ASU 2025-10, Government Grants (Topic 832): Accounting for Government Grants Received by Business Entities, is the FASB's December 4, 2025 standard establishing the first authoritative US GAAP guidance for recognition, measurement, and presentation of government grants for business entities. Before this standard, no specific GAAP guidance existed and companies analogized to IAS 20, ASC 958-605, or ASC 450, producing inconsistent practice.
What is ASC Topic 832?
ASC Topic 832, Government Assistance, was established with disclosure-only requirements in 2021 by ASU 2021-10. ASU 2025-10 expands ASC Topic 832 by adding comprehensive recognition, measurement, and presentation guidance alongside the existing disclosures. It is now the authoritative home of all government grant accounting for US GAAP business entities.
When is ASU 2025-10 effective for public companies?
Annual periods beginning after December 15, 2028, including interim periods within those annual periods.
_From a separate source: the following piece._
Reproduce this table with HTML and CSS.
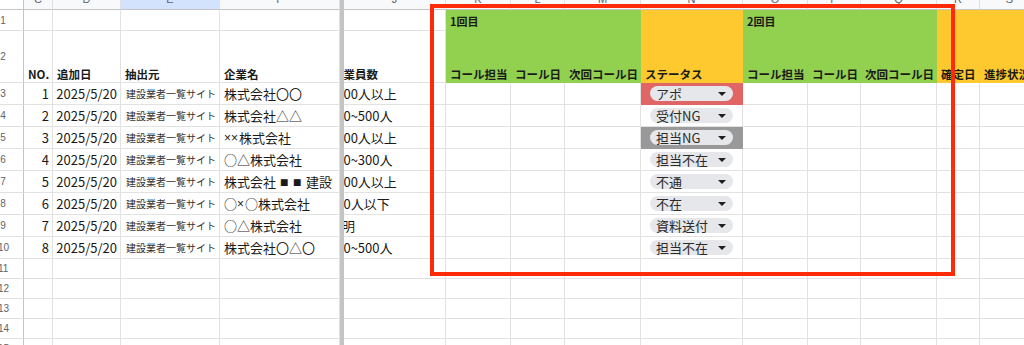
FILE: index.html
```html
<!DOCTYPE html>
<html lang="ja">
<head>
<meta charset="utf-8">
<title>架電リスト</title>
<link rel="stylesheet" href="styles.css">
</head>
<body>
<div class="sheet">
  <div class="freeze"></div>

  <!-- column letters -->
  <div class="ch corner"></div>
  <div class="ch"><span>C</span></div>
  <div class="ch"><span>D</span></div>
  <div class="ch sel"><span>E</span></div>
  <div class="ch"><span>F</span></div>
  <div class="ch"><span>J</span></div>
  <div class="ch"><span>K</span></div>
  <div class="ch"><span>L</span></div>
  <div class="ch"><span>M</span></div>
  <div class="ch"><span>N</span></div>
  <div class="ch"><span>O</span></div>
  <div class="ch"><span>P</span></div>
  <div class="ch"><span>Q</span></div>
  <div class="ch"><span>R</span></div>
  <div class="ch"><span>S</span></div>

  <!-- row 1 -->
  <div class="rh"><span>1</span></div>
  <div class="c"></div><div class="c"></div><div class="c"></div><div class="c"></div>
  <div class="c"></div>
  <div class="c green grp">1回目</div>
  <div class="c green"></div>
  <div class="c green"></div>
  <div class="c yellow"></div>
  <div class="c green grp">2回目</div>
  <div class="c green"></div>
  <div class="c green"></div>
  <div class="c yellow"></div>
  <div class="c yellow"></div>

  <!-- row 2 -->
  <div class="rh"><span>2</span></div>
  <div class="c hd">NO.</div>
  <div class="c hd">追加日</div>
  <div class="c hd">抽出元</div>
  <div class="c hd">企業名</div>
  <div class="c hd cut"><span>従業員数</span></div>
  <div class="c hd green">コール担当</div>
  <div class="c hd green">コール日</div>
  <div class="c hd green">次回コール日</div>
  <div class="c hd yellow">ステータス</div>
  <div class="c hd green">コール担当</div>
  <div class="c hd green">コール日</div>
  <div class="c hd green">次回コール日</div>
  <div class="c hd yellow">確定日</div>
  <div class="c hd yellow">進捗状況</div>

  <!-- data rows -->
  <div class="rh"><span>3</span></div>
  <div class="c num">1</div><div class="c num">2025/5/20</div><div class="c src">建設業者一覧サイト</div><div class="c">株式会社〇〇</div><div class="c cut"><span>1000人以上</span></div>
  <div class="c"></div><div class="c"></div><div class="c"></div>
  <div class="c st red"><div class="chip">アポ<i></i></div></div>
  <div class="c"></div><div class="c"></div><div class="c"></div><div class="c"></div><div class="c"></div>

  <div class="rh"><span>4</span></div>
  <div class="c num">2</div><div class="c num">2025/5/20</div><div class="c src">建設業者一覧サイト</div><div class="c">株式会社△△</div><div class="c cut"><span>300~500人</span></div>
  <div class="c"></div><div class="c"></div><div class="c"></div>
  <div class="c st"><div class="chip">受付NG<i></i></div></div>
  <div class="c"></div><div class="c"></div><div class="c"></div><div class="c"></div><div class="c"></div>

  <div class="rh"><span>5</span></div>
  <div class="c num">3</div><div class="c num">2025/5/20</div><div class="c src">建設業者一覧サイト</div><div class="c"><span class="lat">××</span>株式会社</div><div class="c cut"><span>1000人以上</span></div>
  <div class="c"></div><div class="c"></div><div class="c"></div>
  <div class="c st gray"><div class="chip">担当NG<i></i></div></div>
  <div class="c"></div><div class="c"></div><div class="c"></div><div class="c"></div><div class="c"></div>

  <div class="rh"><span>6</span></div>
  <div class="c num">4</div><div class="c num">2025/5/20</div><div class="c src">建設業者一覧サイト</div><div class="c">○△株式会社</div><div class="c cut"><span>100~300人</span></div>
  <div class="c"></div><div class="c"></div><div class="c"></div>
  <div class="c st"><div class="chip">担当不在<i></i></div></div>
  <div class="c"></div><div class="c"></div><div class="c"></div><div class="c"></div><div class="c"></div>

  <div class="rh"><span>7</span></div>
  <div class="c num">5</div><div class="c num">2025/5/20</div><div class="c src">建設業者一覧サイト</div><div class="c">株式会社<span class="sq">■■</span>建設</div><div class="c cut"><span>1000人以上</span></div>
  <div class="c"></div><div class="c"></div><div class="c"></div>
  <div class="c st"><div class="chip">不通<i></i></div></div>
  <div class="c"></div><div class="c"></div><div class="c"></div><div class="c"></div><div class="c"></div>

  <div class="rh"><span>8</span></div>
  <div class="c num">6</div><div class="c num">2025/5/20</div><div class="c src">建設業者一覧サイト</div><div class="c">○<span class="lat">×</span>○株式会社</div><div class="c cut"><span>100人以下</span></div>
  <div class="c"></div><div class="c"></div><div class="c"></div>
  <div class="c st"><div class="chip">不在<i></i></div></div>
  <div class="c"></div><div class="c"></div><div class="c"></div><div class="c"></div><div class="c"></div>

  <div class="rh"><span>9</span></div>
  <div class="c num">7</div><div class="c num">2025/5/20</div><div class="c src">建設業者一覧サイト</div><div class="c">○△株式会社</div><div class="c cut"><span>不明</span></div>
  <div class="c"></div><div class="c"></div><div class="c"></div>
  <div class="c st"><div class="chip">資料送付<i></i></div></div>
  <div class="c"></div><div class="c"></div><div class="c"></div><div class="c"></div><div class="c"></div>

  <div class="rh"><span>10</span></div>
  <div class="c num">8</div><div class="c num">2025/5/20</div><div class="c src">建設業者一覧サイト</div><div class="c">株式会社〇△〇</div><div class="c cut"><span>300~500人</span></div>
  <div class="c"></div><div class="c"></div><div class="c"></div>
  <div class="c st"><div class="chip">担当不在<i></i></div></div>
  <div class="c"></div><div class="c"></div><div class="c"></div><div class="c"></div><div class="c"></div>

  <!-- empty rows -->
  <div class="rh"><span>11</span></div>
  <div class="c"></div><div class="c"></div><div class="c"></div><div class="c"></div><div class="c"></div><div class="c"></div><div class="c"></div><div class="c"></div><div class="c"></div><div class="c"></div><div class="c"></div><div class="c"></div><div class="c"></div><div class="c"></div>
  <div class="rh"><span>12</span></div>
  <div class="c"></div><div class="c"></div><div class="c"></div><div class="c"></div><div class="c"></div><div class="c"></div><div class="c"></div><div class="c"></div><div class="c"></div><div class="c"></div><div class="c"></div><div class="c"></div><div class="c"></div><div class="c"></div>
  <div class="rh"><span>13</span></div>
  <div class="c"></div><div class="c"></div><div class="c"></div><div class="c"></div><div class="c"></div><div class="c"></div><div class="c"></div><div class="c"></div><div class="c"></div><div class="c"></div><div class="c"></div><div class="c"></div><div class="c"></div><div class="c"></div>
  <div class="rh"><span>14</span></div>
  <div class="c"></div><div class="c"></div><div class="c"></div><div class="c"></div><div class="c"></div><div class="c"></div><div class="c"></div><div class="c"></div><div class="c"></div><div class="c"></div><div class="c"></div><div class="c"></div><div class="c"></div><div class="c"></div>
  <div class="rh"><span>15</span></div>
  <div class="c"></div><div class="c"></div><div class="c"></div><div class="c"></div><div class="c"></div><div class="c"></div><div class="c"></div><div class="c"></div><div class="c"></div><div class="c"></div><div class="c"></div><div class="c"></div><div class="c"></div><div class="c"></div>

  <!-- highlight frame over the call log block -->
  <div class="frame"></div>
</div>
</body>
</html>
```

FILE: styles.css
```css
html, body {
  margin: 0;
  padding: 0;
  background: #fff;
}
body {
  width: 1024px;
  height: 345px;
  overflow: hidden;
  font-family: "Noto Sans CJK JP", "Noto Sans", sans-serif;
  color: #1a1a1a;
}

.sheet {
  position: relative;
  display: grid;
  grid-template-columns: 24px 29px 68px 99px 120px 4px 102px 65px 54px 76px 102px 65px 53px 76px 43px 60px;
  grid-template-rows: 10px 21px 52px repeat(8, 22px) repeat(5, 20px);
  width: 1040px;
}

.freeze {
  grid-column: 6;
  grid-row: 1 / -1;
  background: #c4c4c4;
}

/* column letter strip */
.ch {
  box-sizing: border-box;
  background: #f8f9fa;
  border-right: 1px solid #e0e0e0;
  border-bottom: 1px solid #c4c4c4;
  overflow: hidden;
  text-align: center;
  font-family: "Liberation Sans", sans-serif;
  font-size: 11px;
  color: #5f6368;
}
.ch span {
  display: block;
  line-height: 12px;
  margin-top: -7px;
}
.ch.corner {
  background: #fff;
  border-right: 1px solid #c4c4c4;
}
.ch.sel {
  background: #d3e3fd;
}

/* row numbers */
.rh {
  box-sizing: border-box;
  border-right: 1px solid #c4c4c4;
  border-bottom: 1px solid #e0e0e0;
  display: flex;
  align-items: center;
  overflow: hidden;
  font-family: "Liberation Sans", sans-serif;
  font-size: 10px;
  color: #5f6368;
}
.rh span {
  display: block;
  width: 10px;
  margin-left: -2px;
  text-align: center;
}

/* cells */
.c {
  box-sizing: border-box;
  border-right: 1px solid #e2e2e2;
  border-bottom: 1px solid #e2e2e2;
  display: flex;
  align-items: center;
  padding: 0 3px 0 4px;
  font-size: 13px;
  white-space: nowrap;
  overflow: hidden;
  color: #1a1a1a;
}
.c.num {
  justify-content: flex-end;
}
.c.src {
  font-size: 10px;
  color: #333;
  padding-left: 5px;
}
.c.grp {
  font-weight: 700;
  font-size: 11px;
  padding-top: 2px;
}
.c.hd {
  align-items: flex-end;
  padding-bottom: 0;
  font-weight: 700;
  font-size: 11.5px;
  overflow: visible;
}
.c.cut span {
  margin-left: -19px;
}
.c.hd.cut span {
  margin-left: -16px;
}
.c.hd.cut {
  overflow: hidden;
}

/* symbols set in the Latin face so they stay narrow */
.lat {
  font-family: "Liberation Sans", sans-serif;
  font-size: 12px;
  padding-right: 1px;
}
.sq {
  font-size: 8.5px;
  letter-spacing: 4.5px;
  padding-left: 4px;
}

.green {
  background: #92d050;
  border-color: #92d050;
}
.yellow {
  background: #fec92e;
  border-color: #fec92e;
}
.red {
  background: #e06666;
  border-color: #e06666;
}
.gray {
  background: #999999;
  border-color: #999999;
}

/* status dropdown chip */
.c.st {
  padding: 0 9px;
}
.chip {
  flex: 1;
  height: 15px;
  border-radius: 8px;
  background: #e6e7eb;
  display: flex;
  align-items: center;
  justify-content: space-between;
  padding: 0 7px 0 6px;
  font-size: 13px;
  line-height: 15px;
  color: #2a2a2a;
}
.chip i {
  width: 0;
  height: 0;
  border-left: 4px solid transparent;
  border-right: 4px solid transparent;
  border-top: 4.5px solid #1f1f1f;
}

.frame {
  position: absolute;
  left: 430px;
  top: 4px;
  width: 525px;
  height: 272px;
  box-sizing: border-box;
  border: 4px solid #ff2a0a;
  pointer-events: none;
}
```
For calendar-year-end public business entities, mandatory adoption begins January 1, 2029. Early adoption is permitted.
What government grants are excluded from ASC 832?
Exchange transactions with government (accounted for under ASC 606), grants of intangible assets (a key departure from IAS 20), below-market interest rate government loans (another departure from IAS 20), government guarantees, and income tax credits within ASC 740's scope. Nonrefundable, transferable tax credits outside ASC 740's scope are also explicitly excluded from the literal scope but may be accounted for by analogy to ASC 832.
Do transferable tax credits fall under ASC Topic 832?
Not in the literal scope, because the FASB determined they are intangible assets and excluded intangibles from ASC 832. However, both Deloitte and PwC confirm that entities may appropriately analogize to ASC 832 when accounting for nonrefundable, transferable tax credits outside ASC 740. Entities currently analogizing to IAS 20 for such credits should assess whether ASC 832's probable recognition threshold produces different results than their current practice.
Key Takeaways
- FASB issued ASU 2025-10 on December 4, 2025, establishing the first authoritative US GAAP recognition, measurement, and presentation guidance for government grants received by business entities. ASC Topic 832, previously containing only disclosures, is now a comprehensive accounting model.
- The standard applies to monetary and tangible nonmonetary government grants, including cash grants, forgivable loans when forgiveness is probable, and transfers of tangible assets such as land or buildings. It explicitly excludes intangible asset grants, below-market loans, and exchange transactions.
- Recognition requires it to be probable that both (1) the entity will comply with the grant's conditions and (2) the grant will be received. Probable carries its ASC 450 meaning of likely to occur, which is higher than IAS 20's reasonable assurance standard.
- For asset-related grants, entities choose between the deferred income approach (gross asset and separate deferred income liability, with income recognized over the asset's useful life) and the cost accumulation approach (net asset carrying amount, with benefit flowing through lower depreciation).
- For income-related grants, income is recognized on a systematic basis over the periods in which the related expenses are recognized, or immediately upon meeting the criteria for grants compensating for previously incurred costs.
- Effective date for public business entities is annual periods beginning after December 15, 2028. SAB 74 disclosures are required in 2026 10-K filings for companies with material government grant arrangements.
- Companies that analogized to IAS 20, ASC 958-605, or ASC 450 need to assess whether their current recognition timing, measurement, and presentation differ from ASC 832's model. The primary differences from IAS 20 are the higher probable recognition threshold, the exclusion of below-market loans, and the cost accumulation method treatment of nonmonetary asset grants at cost to the entity rather than at fair value.